Yes, you can! Native plants grow in containers just as well as exotic plants do, we just aren’t used to seeing them there. Patio and balcony owners, go ahead; fill those pots with natives instead of geraniums. You will benefit wildlife just like a yard owner, and enjoy a much more interesting show as well.
I have been experimenting with natives in pots for several years, and this year I ran a trial on a second story balcony. I decided to try as many different natives as I could fit in my row of pots. Here is my short list of tips for pot-growing:
- use as big a container as possible
- fill it with high humus, organic soil, and add a bit of fine mulch to help it drain well
- do not use a layer of gravel, but do place something like a coffee filter over drainage holes
- be prepared to water your pots everyday
Plants in containers dry out much more quickly after watering than plants in the ground, so the more soil the plant has, the better. But even in a big pot, it’s possible your plant will need water every day. Also, the size of your pots will control the size of your plants. So bigger is better. I get good results from using only worm castings or shredded leaf compost for fertilizer, which is a boost to the mycorrhizae. All the plants in these photos were fertilized this way. I raised the pots up on runners to try to decrease the temperatures up there, which ran ten whole degrees hotter than temps at ground level. Last summer when it was 99 degrees on the ground, it was 109 up there.
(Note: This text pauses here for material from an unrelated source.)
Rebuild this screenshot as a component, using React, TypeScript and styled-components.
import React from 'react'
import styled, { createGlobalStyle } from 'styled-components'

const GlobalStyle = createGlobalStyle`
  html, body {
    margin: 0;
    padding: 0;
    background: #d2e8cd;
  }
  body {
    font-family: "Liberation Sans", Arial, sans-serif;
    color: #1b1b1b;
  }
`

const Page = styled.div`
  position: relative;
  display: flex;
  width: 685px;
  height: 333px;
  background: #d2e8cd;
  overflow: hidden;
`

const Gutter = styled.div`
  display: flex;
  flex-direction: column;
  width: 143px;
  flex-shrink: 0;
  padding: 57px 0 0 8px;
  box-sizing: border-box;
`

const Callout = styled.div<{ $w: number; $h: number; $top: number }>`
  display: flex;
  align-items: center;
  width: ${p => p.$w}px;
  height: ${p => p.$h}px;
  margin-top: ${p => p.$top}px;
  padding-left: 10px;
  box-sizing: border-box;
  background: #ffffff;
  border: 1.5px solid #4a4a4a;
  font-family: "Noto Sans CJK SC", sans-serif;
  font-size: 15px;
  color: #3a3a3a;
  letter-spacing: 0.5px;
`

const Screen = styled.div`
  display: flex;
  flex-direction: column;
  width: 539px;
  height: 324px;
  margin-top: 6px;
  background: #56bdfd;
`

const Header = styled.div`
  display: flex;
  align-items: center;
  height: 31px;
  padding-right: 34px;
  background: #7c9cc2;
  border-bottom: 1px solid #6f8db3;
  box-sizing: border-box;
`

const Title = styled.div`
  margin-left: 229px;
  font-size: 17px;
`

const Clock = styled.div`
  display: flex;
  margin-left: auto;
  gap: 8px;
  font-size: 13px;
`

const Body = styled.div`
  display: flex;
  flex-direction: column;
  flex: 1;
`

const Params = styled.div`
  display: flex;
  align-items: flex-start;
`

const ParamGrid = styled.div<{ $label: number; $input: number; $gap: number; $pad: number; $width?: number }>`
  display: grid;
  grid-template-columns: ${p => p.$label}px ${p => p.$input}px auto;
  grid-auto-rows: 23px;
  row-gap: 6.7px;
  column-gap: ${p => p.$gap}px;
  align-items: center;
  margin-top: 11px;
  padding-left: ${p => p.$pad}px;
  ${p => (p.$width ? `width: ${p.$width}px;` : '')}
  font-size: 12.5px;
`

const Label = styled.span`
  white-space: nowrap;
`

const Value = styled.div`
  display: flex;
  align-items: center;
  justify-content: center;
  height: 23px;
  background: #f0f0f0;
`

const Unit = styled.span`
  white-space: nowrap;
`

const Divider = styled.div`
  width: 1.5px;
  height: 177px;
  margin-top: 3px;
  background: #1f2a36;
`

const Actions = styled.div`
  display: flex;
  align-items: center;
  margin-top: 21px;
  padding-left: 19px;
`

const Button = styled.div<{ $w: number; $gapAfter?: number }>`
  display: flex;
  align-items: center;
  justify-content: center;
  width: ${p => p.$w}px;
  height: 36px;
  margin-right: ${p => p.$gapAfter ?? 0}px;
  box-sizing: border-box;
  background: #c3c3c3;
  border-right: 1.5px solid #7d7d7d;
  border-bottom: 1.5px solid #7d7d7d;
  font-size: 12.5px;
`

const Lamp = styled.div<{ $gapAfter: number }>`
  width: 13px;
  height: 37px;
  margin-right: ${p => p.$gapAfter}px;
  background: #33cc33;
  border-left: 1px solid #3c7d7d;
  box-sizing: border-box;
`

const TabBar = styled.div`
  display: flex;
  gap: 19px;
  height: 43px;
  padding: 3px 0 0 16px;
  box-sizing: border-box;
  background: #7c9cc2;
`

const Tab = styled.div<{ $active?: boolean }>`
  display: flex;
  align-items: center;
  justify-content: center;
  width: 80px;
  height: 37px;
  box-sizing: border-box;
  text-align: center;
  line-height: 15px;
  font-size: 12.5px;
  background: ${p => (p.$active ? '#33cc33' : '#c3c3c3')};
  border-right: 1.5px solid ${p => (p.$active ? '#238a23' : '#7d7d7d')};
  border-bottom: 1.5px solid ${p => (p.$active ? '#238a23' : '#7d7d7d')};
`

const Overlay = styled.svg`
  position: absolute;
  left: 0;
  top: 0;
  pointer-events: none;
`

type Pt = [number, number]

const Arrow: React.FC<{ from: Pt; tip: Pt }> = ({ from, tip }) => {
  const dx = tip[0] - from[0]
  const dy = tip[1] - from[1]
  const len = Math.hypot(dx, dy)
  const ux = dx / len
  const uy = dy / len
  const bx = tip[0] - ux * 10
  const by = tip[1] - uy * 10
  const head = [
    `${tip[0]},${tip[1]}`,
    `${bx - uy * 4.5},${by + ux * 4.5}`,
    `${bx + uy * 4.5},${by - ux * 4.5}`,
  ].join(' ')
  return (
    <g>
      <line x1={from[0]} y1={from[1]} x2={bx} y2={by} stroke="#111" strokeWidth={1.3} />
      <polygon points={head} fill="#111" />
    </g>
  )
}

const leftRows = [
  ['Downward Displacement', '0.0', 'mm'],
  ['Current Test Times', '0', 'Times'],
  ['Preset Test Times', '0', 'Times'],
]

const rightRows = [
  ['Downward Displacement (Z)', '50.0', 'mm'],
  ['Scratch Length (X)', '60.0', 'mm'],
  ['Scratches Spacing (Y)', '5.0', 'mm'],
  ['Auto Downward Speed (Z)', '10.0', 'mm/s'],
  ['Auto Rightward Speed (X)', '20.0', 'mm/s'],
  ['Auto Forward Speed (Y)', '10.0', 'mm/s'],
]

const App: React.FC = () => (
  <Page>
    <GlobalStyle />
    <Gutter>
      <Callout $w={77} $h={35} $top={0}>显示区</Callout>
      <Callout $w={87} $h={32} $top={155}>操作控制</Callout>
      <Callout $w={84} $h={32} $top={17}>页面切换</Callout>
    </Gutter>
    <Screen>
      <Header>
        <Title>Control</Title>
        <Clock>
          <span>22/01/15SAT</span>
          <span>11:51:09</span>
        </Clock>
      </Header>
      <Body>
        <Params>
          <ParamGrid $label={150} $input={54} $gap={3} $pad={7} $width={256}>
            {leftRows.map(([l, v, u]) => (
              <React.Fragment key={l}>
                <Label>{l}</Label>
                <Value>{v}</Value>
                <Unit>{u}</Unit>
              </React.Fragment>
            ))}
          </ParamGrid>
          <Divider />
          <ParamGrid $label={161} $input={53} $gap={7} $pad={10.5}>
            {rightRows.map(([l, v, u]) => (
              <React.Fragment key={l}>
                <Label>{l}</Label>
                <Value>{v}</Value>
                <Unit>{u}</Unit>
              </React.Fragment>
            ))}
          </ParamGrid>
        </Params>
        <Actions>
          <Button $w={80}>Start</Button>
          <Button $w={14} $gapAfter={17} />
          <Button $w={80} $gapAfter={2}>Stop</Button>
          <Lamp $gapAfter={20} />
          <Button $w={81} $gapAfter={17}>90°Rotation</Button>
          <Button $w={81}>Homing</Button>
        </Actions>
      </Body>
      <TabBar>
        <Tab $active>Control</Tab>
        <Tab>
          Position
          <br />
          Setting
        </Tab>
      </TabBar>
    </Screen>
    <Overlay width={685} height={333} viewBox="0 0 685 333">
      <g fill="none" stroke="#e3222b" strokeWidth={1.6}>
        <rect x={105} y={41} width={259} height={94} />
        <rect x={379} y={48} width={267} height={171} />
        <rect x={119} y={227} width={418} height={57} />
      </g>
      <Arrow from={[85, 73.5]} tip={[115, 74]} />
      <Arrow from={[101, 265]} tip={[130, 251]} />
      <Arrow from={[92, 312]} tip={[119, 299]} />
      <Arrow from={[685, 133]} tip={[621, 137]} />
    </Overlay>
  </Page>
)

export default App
You may have heard of the formula “fillers, thrillers, and spillers” for planning a container, and I included some of each of these in my experiment, although not in specific combinations as you would for aesthetics. Little bluestem, (Schizachyrium scoparium), prairie dropseed, (Sporobolus heterolepis), common sedge, (Carex pennsylvanica), and mountain mint, (Pycnanthemum muticum) did well as “fillers.”
A very young American wisteria (Wisteria frutescens) grew well, twined without help around the posts, and will turn into a “thriller” next year.
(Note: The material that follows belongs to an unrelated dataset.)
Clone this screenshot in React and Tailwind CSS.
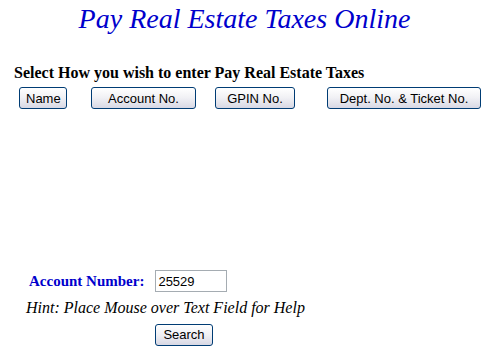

Blanket flower, (Gaillardia) was a great “thriller,” and I noticed that while at a nursery full of mostly exotics recently, blanket flowers were covered with a blanket of bees. The exotics were bare.
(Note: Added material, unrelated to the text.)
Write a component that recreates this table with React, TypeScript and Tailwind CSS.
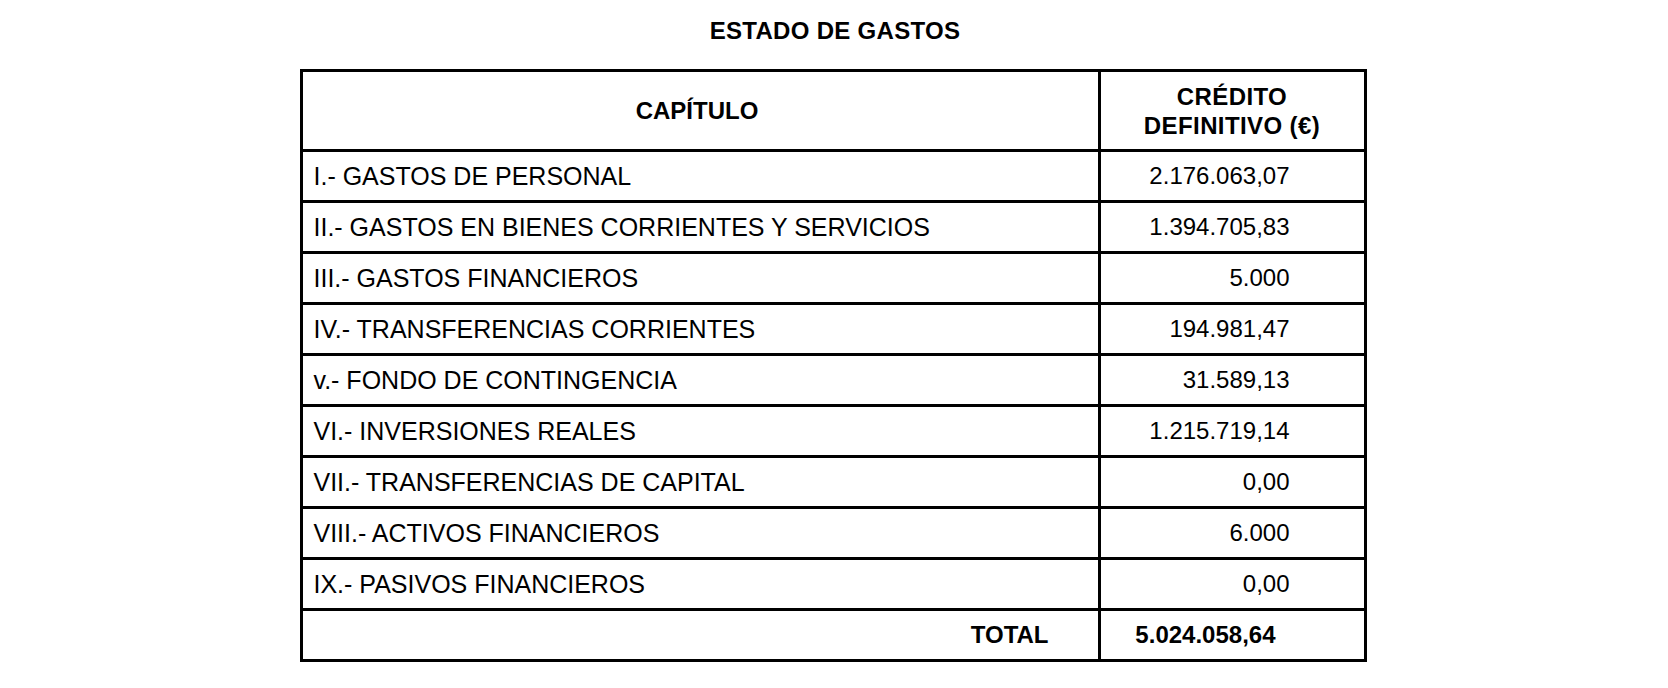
import React from "react";

const rows: [string, string][] = [
  ["I.- GASTOS DE PERSONAL", "2.176.063,07"],
  ["II.- GASTOS EN BIENES CORRIENTES Y SERVICIOS", "1.394.705,83"],
  ["III.- GASTOS FINANCIEROS", "5.000"],
  ["IV.- TRANSFERENCIAS CORRIENTES", "194.981,47"],
  ["v.- FONDO DE CONTINGENCIA", "31.589,13"],
  ["VI.- INVERSIONES REALES", "1.215.719,14"],
  ["VII.- TRANSFERENCIAS DE CAPITAL", "0,00"],
  ["VIII.- ACTIVOS FINANCIEROS", "6.000"],
  ["IX.- PASIVOS FINANCIEROS", "0,00"],
];

export default function App() {
  return (
    <div
      className="w-[1668px] h-[688px] bg-white text-black flex flex-col items-center"
      style={{ fontFamily: '"Liberation Sans", Arial, sans-serif' }}
    >
      <div className="mt-[19px] text-[24px] leading-[24px] font-bold tracking-[0.3px] ml-[2px]">
        ESTADO DE GASTOS
      </div>
      <div className="mt-[26px] w-[1067px] ml-[-2px] border-[3px] border-black flex flex-col">
        <div className="flex h-[77px]">
          <div className="w-[795px] flex items-center justify-center text-[24px] font-bold pr-[6px]">
            CAPÍTULO
          </div>
          <div className="flex-1 border-l-[3px] border-black flex items-center justify-center text-center text-[24px] leading-[29px] font-bold tracking-[0.4px]">
            <div>
              CRÉDITO
              <br />
              DEFINITIVO (€)
            </div>
          </div>
        </div>
        {rows.map(([label, value]) => (
          <div key={label} className="flex h-[51px] border-t-[3px] border-black">
            <div className="w-[795px] flex items-center pl-[11px] text-[25px] leading-[48px] whitespace-nowrap">
              {label}
            </div>
            <div className="flex-1 border-l-[3px] border-black flex items-center justify-end pr-[74px] text-[24px] leading-[48px]">
              {value}
            </div>
          </div>
        ))}
        <div className="flex h-[51px] border-t-[3px] border-black">
          <div className="w-[795px] flex items-center justify-end pr-[49px] text-[24px] font-bold">
            TOTAL
          </div>
          <div className="flex-1 border-l-[3px] border-black flex items-center justify-end pr-[88px] text-[24px] font-bold">
            5.024.058,64
          </div>
        </div>
      </div>
    </div>
  );
}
Even common milkweed grew happily in a container, and made “thriller” status. If I were going for aesthetics, I would plant a couple together in a pot. This one was subjected to high winds with nothing to buffer it.
The last “thriller,” which of course means either a nice tall plant or a very dramatic color accent, is bee balm. Some call it spotted bee balm. Or dotted bee balm. Or spotted or dotted horsemint. For years I thought those were all different plants. The monarda drew a whole slew of pollinators.
Two native “spillers” worked well in my container trial. Creeping phlox, (Phlox stolonifera) and hog peanut, (Amphicarpaea bracteata).
This plant list should get you thinking! When the pot planning begins next spring, think native. Small trees and shrubs also do well. One friend of mine grew a winterberry (Ilex verticillata) happily in the same pot for seven years as an accent near her front door.
Your natives will bring beauty and comfort to you and your guests.